Tech leaders are often faced with a difficult decision on what to do with older applications and platforms. These applications might run on older hardware or use development tools and languages that are no longer common. Perhaps they’re from a vendor that’s no longer in business or based on custom code that was developed by a team who all retired or left the company years ago.
The obvious option is to replace these platforms. However, as anyone who’s gone through a selection, implementation, and transition process can attest, that’s often harder (and more expensive) than it sounds. There’s the relatively straightforward cost of acquiring and implementing the new application and associated hardware, but also other less obvious costs:
- Migrating custom functionality.
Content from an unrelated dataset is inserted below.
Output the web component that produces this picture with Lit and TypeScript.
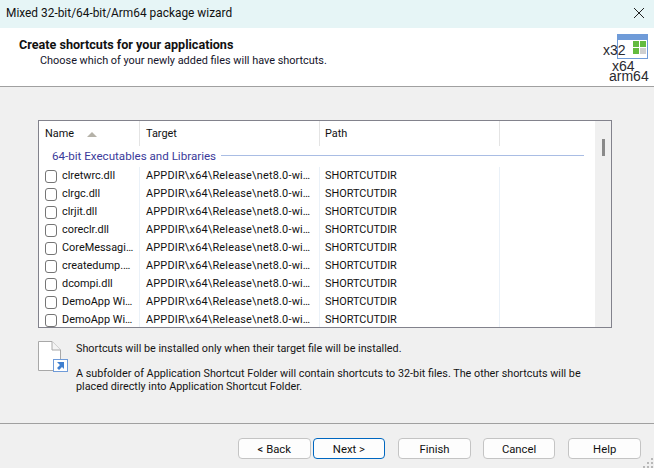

Most older systems are filled with years of unique tweaks and customizations, so you’ll need to either accommodate these customizations on the new platform or identify alternatives.
- Integrations. The older the system, the more likely it will have interfaces and integrations with dozens of other platforms. An enterprise accounting system might even have hundreds of interfaces that range from real-time transactional interfaces to overnight batches. These must be identified and duplicated in your new application, or you’ll need to create a “translation layer” to connect the new system.
- Data migration. Data in the old systems must be migrated in some form or fashion. The easiest method is to leave the old system in place in a “read-only” mode, allowing users to reference data but not update transactions. While easy, it’s the least user-friendly approach and requires ongoing support and maintenance of the old system.
These complexities can double (or more) the cost of implementing a replacement system. During your analysis, it’s worth considering whether the old application can be updated to extend its useful life or at least prepare for eventual replacement through some intelligent technical choices.
Shift to Services
One way to breathe new life into old applications is to shift them to a service-based approach. This technology architecture breaks monolithic systems into discrete services and provides an API to communicate with other services. For example, you might have an order status service that accepts a customer order number and retrieves the order date, status, tracking information, and line items from the order.
Since there’s a standard API for retrieving order status, it doesn’t matter if a 30-year-old COBOL application contains the order information or if it’s a modern cloud application.
By transitioning key applications into services, you can eventually update the applications that deliver each service without affecting other applications. In effect, you’ve created a common approach for exchanging data that allows you to modify single components without affecting other components.
This transition can be costly and complex during the initial implementation, but API management applications like MuleSoft and Boomi can speed deployment. You can also build services slowly, starting with a limited subset and gradually adding more as you update and modify your tech platforms.
Modernize the UX
The technology equivalent of a fresh coat of paint and some landscaping to improve an older house’s curb appeal can also be applied to older applications. In many cases, improving an application’s user interface and experience can dramatically improve end-user satisfaction, which might be what’s driving calls to replace the application.
For example, convoluted time and expense applications based on enterprise accounting software like Oracle or SAP are the banes of many users’ weekly routines. However, a well-designed mobile application that’s easy to use is far less costly than replacing the accounting package yet can dramatically increase user satisfaction.
A modern front end allows for minimal recreation of complex business logic and maintains all the downstream interfaces, customizations, and complex processes associated with the old application but breathes new life into the application for the end user.
With the prevalence of rapid front-end development tools, it’s easier than ever to create modern interfaces for older systems.
When considering this approach, focus on discrete tasks rather than attempting to create “pretty screens” that duplicate each screen in the older application. For example, order entry in most enterprise software might comprise several screens and hundreds of potential fields. If your company only uses a subset, design your front end to only show those fields and consolidate them to a single screen. Power users and administrators can access the full system, but providing helpful interfaces designed only to show typical users what they need can make them more effective in their jobs and increase satisfaction with the system.
Lift and Shift
For many older applications, the performance and cost of maintaining the underlying hardware can be the primary driver for replacing the system. In the case of older mainframe-based applications, upgrades can be extremely expensive and perhaps of limited benefit if the application is ultimately slated for replacement.
One of the great benefits of cloud computing is that you can move these workloads to a cloud provider, purchase computing capacity as needed, and essentially let your cloud provider worry about maintaining and upgrading hardware.
A further benefit of cloud migration is that many providers will offer assistance with the so-called “lift and shift” operation to migrate your application to their platform. This is not an act of benevolence by any means. Ultimately, migrating your application will result in computing fees on their platform, but these fees might be significantly lower than supporting older hardware for the foreseeable future.
A cloud migration may also prepare you for transitioning to a service-based architecture, as the cloud can be a consolidated platform for communicating with internal and other external applications and services.
While it might be tempting to immediately choose replacement when faced with disposing of an older system, a combination of approaches might allow that costly decision to be deferred and resources deployed toward a more pressing priority.